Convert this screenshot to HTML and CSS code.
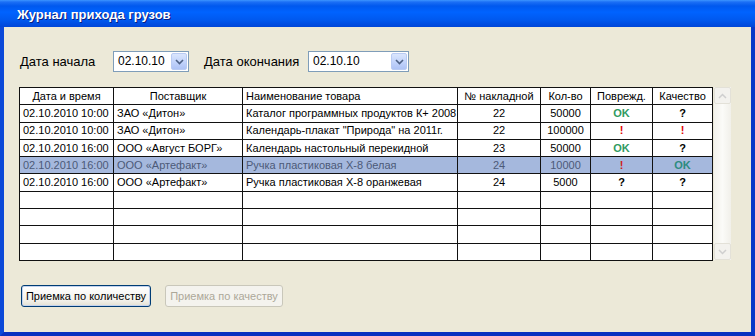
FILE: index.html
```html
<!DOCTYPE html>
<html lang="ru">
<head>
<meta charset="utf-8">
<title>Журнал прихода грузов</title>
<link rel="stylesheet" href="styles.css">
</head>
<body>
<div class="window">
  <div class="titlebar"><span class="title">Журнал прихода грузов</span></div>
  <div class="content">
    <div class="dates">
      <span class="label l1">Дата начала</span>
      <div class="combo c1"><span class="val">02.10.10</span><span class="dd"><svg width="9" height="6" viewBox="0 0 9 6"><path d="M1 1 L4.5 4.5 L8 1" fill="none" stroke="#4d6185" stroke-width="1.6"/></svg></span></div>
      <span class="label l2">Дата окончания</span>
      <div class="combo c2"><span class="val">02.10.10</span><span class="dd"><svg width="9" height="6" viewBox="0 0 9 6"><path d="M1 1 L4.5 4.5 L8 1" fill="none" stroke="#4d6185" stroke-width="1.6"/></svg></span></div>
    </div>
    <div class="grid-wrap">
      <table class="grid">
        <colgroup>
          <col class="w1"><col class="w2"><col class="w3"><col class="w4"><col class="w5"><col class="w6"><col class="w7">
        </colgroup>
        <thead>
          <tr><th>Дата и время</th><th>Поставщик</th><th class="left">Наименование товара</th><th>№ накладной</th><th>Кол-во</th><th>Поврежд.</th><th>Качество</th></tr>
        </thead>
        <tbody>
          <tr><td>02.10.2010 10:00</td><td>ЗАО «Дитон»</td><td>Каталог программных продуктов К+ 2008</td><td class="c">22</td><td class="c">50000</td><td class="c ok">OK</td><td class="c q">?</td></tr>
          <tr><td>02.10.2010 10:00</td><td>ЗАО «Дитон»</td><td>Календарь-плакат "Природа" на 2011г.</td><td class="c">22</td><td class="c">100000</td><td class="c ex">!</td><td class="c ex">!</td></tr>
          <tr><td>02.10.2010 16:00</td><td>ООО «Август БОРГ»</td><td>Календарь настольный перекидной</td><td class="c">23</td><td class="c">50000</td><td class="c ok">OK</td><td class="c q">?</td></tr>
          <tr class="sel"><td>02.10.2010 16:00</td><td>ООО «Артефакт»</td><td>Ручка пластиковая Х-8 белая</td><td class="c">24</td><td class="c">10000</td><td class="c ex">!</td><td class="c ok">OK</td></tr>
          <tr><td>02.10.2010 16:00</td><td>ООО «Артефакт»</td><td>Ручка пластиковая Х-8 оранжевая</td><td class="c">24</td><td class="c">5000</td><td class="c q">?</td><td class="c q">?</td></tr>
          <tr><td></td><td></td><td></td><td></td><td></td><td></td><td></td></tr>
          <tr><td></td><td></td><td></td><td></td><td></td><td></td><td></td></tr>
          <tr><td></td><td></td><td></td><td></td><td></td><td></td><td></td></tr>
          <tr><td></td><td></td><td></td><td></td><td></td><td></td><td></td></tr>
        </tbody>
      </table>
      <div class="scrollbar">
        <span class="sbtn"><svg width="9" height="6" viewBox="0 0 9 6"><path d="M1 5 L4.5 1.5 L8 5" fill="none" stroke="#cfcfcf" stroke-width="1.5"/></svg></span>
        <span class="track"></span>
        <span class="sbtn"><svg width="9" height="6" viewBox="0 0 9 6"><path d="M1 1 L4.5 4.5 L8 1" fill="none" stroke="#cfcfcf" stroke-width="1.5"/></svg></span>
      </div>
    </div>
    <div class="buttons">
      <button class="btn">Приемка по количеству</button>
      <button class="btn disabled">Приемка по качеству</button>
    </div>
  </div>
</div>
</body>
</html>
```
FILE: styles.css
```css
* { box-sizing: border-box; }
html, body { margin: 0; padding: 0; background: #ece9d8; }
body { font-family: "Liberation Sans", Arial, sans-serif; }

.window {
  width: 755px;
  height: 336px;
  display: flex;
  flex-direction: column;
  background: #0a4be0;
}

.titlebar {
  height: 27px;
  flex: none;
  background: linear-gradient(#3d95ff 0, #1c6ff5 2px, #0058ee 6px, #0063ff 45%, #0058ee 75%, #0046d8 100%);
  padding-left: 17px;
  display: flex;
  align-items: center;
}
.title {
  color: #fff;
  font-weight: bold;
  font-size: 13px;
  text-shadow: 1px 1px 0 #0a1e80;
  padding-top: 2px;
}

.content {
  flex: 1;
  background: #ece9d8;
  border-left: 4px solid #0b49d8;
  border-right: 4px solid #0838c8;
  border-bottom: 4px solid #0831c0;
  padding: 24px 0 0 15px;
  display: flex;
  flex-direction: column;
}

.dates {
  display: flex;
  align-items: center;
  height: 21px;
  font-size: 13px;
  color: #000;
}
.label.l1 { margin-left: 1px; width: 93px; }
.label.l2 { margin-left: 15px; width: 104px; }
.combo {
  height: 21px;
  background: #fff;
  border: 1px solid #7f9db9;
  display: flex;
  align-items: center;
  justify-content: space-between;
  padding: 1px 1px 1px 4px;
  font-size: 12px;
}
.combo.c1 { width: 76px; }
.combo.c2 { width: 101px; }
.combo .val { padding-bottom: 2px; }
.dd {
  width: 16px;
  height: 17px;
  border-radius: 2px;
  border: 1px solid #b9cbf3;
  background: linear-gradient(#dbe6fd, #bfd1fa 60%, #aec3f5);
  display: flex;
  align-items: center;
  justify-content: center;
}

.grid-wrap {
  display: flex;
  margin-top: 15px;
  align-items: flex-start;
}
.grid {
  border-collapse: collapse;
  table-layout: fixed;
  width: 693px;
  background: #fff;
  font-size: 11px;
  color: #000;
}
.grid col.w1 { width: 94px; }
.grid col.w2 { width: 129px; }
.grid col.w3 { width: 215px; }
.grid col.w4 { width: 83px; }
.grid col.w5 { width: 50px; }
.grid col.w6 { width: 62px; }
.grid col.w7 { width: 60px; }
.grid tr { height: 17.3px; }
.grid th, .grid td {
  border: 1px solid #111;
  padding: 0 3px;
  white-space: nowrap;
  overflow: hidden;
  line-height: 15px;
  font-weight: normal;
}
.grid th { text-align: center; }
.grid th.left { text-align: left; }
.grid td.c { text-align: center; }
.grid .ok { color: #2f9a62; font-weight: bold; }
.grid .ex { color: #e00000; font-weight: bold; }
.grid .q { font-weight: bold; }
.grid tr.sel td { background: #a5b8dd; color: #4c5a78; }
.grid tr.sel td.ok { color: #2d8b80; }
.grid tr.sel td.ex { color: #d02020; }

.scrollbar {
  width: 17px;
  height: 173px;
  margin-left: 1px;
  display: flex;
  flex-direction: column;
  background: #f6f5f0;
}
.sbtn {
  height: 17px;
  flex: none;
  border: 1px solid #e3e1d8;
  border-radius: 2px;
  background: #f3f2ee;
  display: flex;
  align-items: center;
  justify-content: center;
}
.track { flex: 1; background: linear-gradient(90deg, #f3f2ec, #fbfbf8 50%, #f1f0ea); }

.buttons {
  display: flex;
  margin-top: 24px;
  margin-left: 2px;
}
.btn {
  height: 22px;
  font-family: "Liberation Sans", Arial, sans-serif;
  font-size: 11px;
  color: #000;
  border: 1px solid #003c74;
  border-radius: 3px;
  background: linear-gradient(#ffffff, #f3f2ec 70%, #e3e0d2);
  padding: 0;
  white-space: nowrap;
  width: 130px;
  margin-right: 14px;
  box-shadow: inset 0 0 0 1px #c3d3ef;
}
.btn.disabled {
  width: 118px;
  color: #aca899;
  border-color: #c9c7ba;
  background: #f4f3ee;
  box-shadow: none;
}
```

______

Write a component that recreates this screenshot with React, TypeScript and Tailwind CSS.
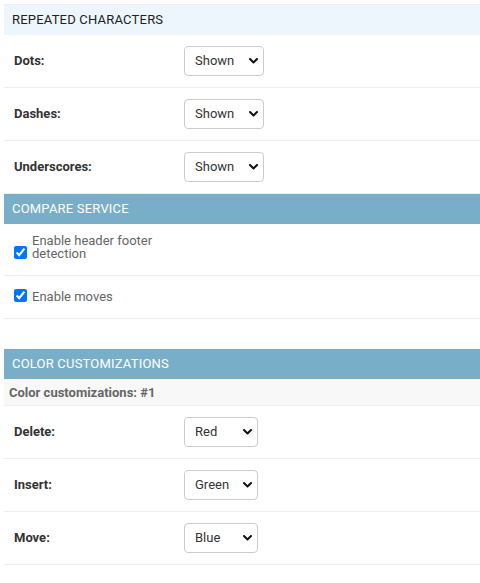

______

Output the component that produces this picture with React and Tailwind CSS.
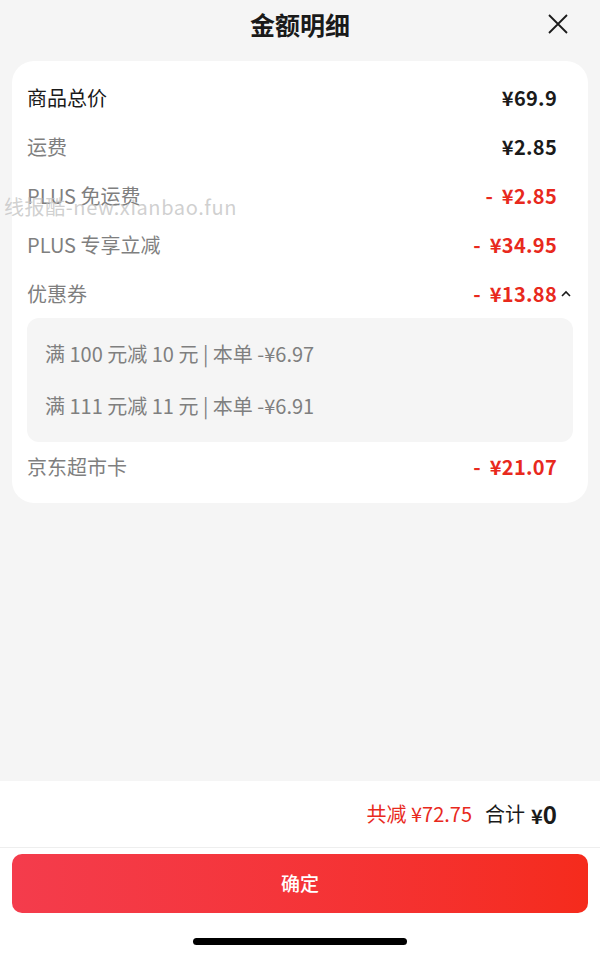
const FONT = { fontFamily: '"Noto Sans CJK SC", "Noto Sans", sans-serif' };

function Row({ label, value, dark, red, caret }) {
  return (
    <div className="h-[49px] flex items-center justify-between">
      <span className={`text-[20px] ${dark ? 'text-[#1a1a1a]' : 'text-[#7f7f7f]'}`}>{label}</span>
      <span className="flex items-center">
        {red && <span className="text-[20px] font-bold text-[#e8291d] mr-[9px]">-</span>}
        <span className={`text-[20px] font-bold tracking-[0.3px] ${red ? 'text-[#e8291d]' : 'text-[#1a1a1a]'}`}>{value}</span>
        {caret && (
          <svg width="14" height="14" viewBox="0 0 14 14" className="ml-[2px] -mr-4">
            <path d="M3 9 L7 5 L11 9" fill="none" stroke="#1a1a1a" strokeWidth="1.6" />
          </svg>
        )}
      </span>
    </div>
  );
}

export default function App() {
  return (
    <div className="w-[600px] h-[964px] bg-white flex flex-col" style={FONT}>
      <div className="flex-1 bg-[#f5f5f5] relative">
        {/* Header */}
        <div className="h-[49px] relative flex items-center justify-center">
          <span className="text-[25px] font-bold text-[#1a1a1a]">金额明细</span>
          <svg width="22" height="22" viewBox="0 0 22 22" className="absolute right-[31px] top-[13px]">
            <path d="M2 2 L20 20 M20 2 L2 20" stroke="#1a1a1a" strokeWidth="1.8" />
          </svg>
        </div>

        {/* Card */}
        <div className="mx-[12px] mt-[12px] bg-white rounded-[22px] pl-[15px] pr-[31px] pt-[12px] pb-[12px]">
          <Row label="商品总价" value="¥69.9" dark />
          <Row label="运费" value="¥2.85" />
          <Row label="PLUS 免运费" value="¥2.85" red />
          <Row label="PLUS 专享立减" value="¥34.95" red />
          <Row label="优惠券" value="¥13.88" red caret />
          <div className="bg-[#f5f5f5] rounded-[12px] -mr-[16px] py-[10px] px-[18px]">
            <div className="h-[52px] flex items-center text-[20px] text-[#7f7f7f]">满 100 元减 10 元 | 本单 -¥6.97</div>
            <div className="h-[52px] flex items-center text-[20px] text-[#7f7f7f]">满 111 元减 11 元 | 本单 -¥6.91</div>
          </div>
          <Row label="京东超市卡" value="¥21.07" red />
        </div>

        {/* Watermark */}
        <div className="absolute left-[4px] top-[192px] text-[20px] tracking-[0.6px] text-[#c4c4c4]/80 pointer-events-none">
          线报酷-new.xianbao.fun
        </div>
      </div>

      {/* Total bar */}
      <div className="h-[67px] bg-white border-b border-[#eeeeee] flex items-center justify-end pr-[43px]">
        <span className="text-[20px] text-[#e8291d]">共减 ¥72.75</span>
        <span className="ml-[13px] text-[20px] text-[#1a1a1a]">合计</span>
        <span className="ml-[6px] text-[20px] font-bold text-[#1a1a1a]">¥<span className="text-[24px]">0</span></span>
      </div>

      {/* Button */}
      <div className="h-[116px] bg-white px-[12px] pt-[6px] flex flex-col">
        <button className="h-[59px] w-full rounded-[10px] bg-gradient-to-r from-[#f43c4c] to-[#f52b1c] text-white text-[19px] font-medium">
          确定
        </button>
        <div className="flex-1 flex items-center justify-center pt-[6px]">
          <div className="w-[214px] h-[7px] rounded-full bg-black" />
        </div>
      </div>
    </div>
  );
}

______

--- EXERCISE OBJECTIVE ---
In the listing above, how many lines hold the word "that"? Give the number and nothing more.

--- RESULT FOR THIS TASK ---
2